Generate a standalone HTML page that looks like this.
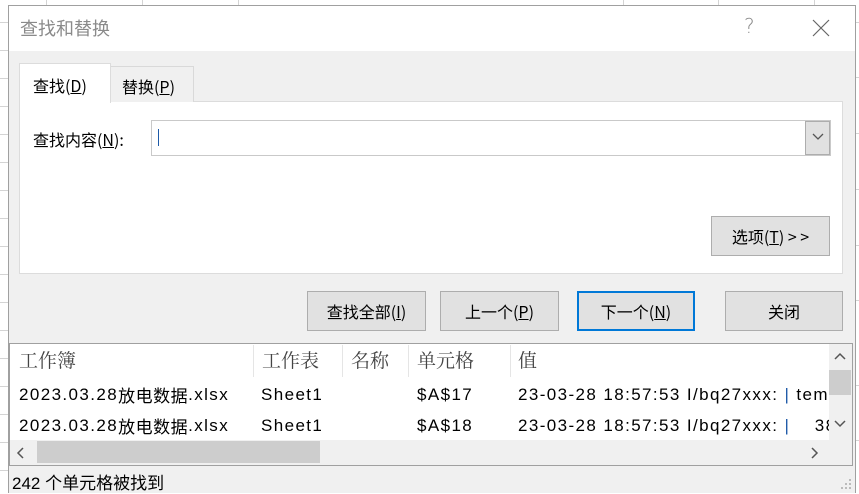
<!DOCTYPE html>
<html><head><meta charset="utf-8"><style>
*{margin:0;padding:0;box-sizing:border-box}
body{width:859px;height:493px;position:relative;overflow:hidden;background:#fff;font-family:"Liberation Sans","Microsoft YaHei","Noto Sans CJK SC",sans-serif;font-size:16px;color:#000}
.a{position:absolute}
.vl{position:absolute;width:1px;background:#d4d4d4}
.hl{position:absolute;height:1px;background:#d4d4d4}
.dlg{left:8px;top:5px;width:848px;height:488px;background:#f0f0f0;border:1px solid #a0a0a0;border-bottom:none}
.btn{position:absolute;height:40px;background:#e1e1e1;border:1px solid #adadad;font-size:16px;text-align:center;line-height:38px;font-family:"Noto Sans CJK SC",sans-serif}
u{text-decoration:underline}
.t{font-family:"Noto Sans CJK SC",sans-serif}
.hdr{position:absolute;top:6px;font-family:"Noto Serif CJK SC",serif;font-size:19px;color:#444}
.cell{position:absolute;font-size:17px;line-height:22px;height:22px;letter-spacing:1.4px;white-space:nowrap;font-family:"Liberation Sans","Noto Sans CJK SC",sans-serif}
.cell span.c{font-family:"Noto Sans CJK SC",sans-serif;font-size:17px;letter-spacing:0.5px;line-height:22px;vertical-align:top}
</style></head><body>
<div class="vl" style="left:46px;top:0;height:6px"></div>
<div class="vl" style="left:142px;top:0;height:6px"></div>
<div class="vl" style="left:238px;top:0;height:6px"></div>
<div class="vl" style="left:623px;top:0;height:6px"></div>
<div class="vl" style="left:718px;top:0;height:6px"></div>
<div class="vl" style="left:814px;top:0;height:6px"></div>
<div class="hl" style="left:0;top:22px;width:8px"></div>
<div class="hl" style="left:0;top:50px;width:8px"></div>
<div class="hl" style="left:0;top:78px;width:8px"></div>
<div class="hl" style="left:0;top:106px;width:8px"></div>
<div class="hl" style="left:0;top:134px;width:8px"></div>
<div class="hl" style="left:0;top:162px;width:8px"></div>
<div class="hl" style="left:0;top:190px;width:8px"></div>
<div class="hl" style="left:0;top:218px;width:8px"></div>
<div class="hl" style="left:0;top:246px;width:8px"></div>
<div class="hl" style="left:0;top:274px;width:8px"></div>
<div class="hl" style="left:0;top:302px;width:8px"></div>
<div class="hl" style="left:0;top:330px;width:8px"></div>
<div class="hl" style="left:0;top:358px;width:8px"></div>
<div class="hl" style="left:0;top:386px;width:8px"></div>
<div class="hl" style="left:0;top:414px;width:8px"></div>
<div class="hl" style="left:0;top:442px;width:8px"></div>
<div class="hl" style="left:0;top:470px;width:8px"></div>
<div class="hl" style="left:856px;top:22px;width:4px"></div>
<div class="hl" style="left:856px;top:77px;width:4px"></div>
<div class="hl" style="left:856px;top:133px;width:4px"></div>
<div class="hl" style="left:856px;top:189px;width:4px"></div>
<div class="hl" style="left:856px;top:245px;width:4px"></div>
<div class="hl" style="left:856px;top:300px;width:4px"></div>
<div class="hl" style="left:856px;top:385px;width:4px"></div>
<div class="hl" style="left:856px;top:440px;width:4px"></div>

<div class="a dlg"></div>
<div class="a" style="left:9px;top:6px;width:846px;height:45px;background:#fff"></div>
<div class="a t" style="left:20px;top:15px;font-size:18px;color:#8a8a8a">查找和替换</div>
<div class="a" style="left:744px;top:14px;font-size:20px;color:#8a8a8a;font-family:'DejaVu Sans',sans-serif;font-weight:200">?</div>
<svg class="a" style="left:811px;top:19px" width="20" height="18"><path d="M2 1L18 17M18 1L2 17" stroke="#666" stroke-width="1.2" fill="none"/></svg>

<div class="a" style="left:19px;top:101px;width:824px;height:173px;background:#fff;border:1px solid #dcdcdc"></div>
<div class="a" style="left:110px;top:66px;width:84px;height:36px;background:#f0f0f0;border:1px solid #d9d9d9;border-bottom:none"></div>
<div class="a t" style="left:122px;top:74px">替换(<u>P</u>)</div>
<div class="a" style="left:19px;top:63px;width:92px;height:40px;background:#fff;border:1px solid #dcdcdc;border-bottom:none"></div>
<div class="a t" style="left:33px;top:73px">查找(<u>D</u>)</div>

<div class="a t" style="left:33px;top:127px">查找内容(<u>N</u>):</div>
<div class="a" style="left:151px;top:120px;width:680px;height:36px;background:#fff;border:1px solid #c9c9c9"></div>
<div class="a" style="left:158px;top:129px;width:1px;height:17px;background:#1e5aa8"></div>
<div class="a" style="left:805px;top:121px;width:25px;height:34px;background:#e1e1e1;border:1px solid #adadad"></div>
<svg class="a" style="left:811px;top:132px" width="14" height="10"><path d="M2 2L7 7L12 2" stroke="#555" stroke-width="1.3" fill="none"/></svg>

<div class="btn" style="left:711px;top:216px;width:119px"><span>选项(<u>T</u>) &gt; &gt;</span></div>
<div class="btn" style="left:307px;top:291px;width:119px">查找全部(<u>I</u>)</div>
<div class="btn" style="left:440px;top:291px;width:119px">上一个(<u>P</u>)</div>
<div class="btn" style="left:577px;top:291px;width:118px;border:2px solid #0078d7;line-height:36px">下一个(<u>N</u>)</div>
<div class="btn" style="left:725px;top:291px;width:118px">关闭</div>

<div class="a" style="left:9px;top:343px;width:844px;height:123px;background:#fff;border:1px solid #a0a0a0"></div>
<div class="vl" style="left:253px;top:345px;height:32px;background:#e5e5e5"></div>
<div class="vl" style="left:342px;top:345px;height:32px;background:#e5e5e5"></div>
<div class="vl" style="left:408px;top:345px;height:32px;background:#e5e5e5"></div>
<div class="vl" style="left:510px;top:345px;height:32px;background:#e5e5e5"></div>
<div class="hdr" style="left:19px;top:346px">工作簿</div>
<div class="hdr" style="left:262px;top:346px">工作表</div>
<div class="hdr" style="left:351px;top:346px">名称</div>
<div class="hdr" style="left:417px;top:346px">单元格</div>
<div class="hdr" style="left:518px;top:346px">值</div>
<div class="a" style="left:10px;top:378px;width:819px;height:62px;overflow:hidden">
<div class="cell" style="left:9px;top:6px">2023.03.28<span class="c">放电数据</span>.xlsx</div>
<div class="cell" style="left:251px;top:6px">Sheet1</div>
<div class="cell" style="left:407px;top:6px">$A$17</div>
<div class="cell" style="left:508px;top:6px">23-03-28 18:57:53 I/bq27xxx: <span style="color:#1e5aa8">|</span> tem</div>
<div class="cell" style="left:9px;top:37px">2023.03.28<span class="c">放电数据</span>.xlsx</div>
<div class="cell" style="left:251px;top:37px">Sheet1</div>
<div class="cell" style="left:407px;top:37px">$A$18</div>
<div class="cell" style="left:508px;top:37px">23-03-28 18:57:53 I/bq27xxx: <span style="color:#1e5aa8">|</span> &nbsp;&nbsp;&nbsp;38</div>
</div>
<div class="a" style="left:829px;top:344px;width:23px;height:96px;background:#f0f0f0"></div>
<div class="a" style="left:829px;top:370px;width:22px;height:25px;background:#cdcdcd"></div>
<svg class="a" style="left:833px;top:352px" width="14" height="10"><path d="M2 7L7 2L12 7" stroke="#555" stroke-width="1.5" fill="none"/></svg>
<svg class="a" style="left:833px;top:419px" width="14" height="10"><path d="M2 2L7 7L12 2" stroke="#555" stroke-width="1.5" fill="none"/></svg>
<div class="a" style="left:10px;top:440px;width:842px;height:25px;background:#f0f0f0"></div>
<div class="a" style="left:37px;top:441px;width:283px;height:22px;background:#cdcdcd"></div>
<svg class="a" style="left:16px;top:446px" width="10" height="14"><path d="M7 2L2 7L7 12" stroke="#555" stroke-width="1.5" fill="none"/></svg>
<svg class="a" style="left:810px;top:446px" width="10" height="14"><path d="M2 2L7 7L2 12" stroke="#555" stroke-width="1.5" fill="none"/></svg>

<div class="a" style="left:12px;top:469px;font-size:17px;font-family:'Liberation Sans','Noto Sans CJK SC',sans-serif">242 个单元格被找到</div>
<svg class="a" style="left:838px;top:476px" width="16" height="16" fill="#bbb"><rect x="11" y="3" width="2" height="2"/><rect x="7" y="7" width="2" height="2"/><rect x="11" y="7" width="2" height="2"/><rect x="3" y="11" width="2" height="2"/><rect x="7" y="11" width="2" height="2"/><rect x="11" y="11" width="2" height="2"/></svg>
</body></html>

══════════════════════════════

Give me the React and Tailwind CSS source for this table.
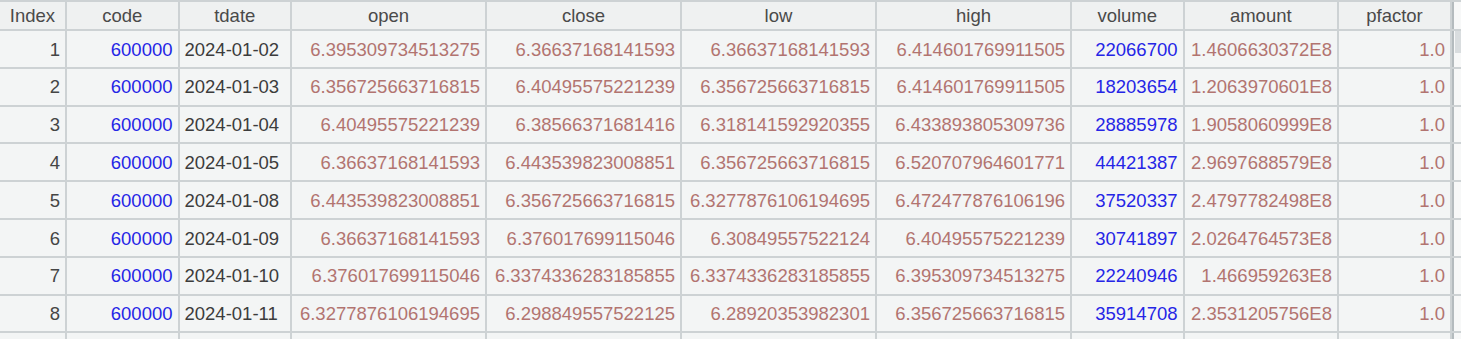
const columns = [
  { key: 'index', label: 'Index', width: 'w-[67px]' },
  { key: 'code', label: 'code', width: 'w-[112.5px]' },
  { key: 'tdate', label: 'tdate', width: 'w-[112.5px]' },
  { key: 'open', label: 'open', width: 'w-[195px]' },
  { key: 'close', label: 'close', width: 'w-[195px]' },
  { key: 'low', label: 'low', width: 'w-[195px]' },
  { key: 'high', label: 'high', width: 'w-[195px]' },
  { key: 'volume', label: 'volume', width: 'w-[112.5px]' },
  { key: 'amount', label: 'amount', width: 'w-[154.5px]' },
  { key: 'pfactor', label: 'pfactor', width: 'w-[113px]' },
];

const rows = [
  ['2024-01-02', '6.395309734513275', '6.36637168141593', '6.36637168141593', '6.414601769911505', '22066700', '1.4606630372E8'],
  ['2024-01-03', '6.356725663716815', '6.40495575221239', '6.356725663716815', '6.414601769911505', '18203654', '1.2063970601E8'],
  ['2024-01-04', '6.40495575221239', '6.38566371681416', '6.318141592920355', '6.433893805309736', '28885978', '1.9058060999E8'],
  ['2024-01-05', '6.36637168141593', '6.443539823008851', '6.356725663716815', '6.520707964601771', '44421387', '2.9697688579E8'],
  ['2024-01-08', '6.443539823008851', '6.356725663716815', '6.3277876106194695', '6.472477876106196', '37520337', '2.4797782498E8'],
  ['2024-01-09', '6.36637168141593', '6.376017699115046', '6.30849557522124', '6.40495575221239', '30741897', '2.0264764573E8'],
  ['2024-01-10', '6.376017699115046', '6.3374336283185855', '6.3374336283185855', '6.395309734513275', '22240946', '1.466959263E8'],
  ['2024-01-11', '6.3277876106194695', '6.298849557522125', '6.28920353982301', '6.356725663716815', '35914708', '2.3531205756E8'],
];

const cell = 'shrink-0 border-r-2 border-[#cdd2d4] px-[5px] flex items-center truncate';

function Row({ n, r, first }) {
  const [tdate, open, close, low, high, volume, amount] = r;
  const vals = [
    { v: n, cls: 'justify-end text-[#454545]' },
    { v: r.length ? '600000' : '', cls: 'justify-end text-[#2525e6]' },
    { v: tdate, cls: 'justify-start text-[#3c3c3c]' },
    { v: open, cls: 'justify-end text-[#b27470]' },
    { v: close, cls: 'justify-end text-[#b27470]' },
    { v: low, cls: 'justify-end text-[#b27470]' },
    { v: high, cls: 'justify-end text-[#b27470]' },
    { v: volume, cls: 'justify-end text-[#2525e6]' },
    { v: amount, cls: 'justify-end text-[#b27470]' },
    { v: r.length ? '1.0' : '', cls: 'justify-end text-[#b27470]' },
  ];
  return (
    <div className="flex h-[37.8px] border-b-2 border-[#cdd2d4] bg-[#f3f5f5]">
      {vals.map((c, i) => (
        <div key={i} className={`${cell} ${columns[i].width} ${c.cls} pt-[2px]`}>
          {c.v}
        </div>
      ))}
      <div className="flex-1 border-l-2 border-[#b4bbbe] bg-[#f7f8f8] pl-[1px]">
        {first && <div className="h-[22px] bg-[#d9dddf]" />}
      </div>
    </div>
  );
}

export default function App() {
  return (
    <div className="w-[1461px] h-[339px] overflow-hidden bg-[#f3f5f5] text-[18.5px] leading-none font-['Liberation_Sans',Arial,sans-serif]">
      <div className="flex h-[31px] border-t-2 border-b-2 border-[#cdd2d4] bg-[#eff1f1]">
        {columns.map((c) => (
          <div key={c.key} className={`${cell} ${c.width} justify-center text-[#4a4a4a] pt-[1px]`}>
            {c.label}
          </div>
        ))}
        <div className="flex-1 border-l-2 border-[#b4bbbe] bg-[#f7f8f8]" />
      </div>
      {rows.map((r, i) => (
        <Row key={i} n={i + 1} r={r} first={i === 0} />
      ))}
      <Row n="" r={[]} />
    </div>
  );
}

══════════════════════════════

# [Brief]
Reproduce the lines above starting at the one with "Give me the" and ending at the one with "const cell = 'shrink-0", both included, exactly and with no pictures.

# [Reply]
Give me the React and Tailwind CSS source for this table.
const columns = [
  { key: 'index', label: 'Index', width: 'w-[67px]' },
  { key: 'code', label: 'code', width: 'w-[112.5px]' },
  { key: 'tdate', label: 'tdate', width: 'w-[112.5px]' },
  { key: 'open', label: 'open', width: 'w-[195px]' },
  { key: 'close', label: 'close', width: 'w-[195px]' },
  { key: 'low', label: 'low', width: 'w-[195px]' },
  { key: 'high', label: 'high', width: 'w-[195px]' },
  { key: 'volume', label: 'volume', width: 'w-[112.5px]' },
  { key: 'amount', label: 'amount', width: 'w-[154.5px]' },
  { key: 'pfactor', label: 'pfactor', width: 'w-[113px]' },
];

const rows = [
  ['2024-01-02', '6.395309734513275', '6.36637168141593', '6.36637168141593', '6.414601769911505', '22066700', '1.4606630372E8'],
  ['2024-01-03', '6.356725663716815', '6.40495575221239', '6.356725663716815', '6.414601769911505', '18203654', '1.2063970601E8'],
  ['2024-01-04', '6.40495575221239', '6.38566371681416', '6.318141592920355', '6.433893805309736', '28885978', '1.9058060999E8'],
  ['2024-01-05', '6.36637168141593', '6.443539823008851', '6.356725663716815', '6.520707964601771', '44421387', '2.9697688579E8'],
  ['2024-01-08', '6.443539823008851', '6.356725663716815', '6.3277876106194695', '6.472477876106196', '37520337', '2.4797782498E8'],
  ['2024-01-09', '6.36637168141593', '6.376017699115046', '6.30849557522124', '6.40495575221239', '30741897', '2.0264764573E8'],
  ['2024-01-10', '6.376017699115046', '6.3374336283185855', '6.3374336283185855', '6.395309734513275', '22240946', '1.466959263E8'],
  ['2024-01-11', '6.3277876106194695', '6.298849557522125', '6.28920353982301', '6.356725663716815', '35914708', '2.3531205756E8'],
];

const cell = 'shrink-0 border-r-2 border-[#cdd2d4] px-[5px] flex items-center truncate';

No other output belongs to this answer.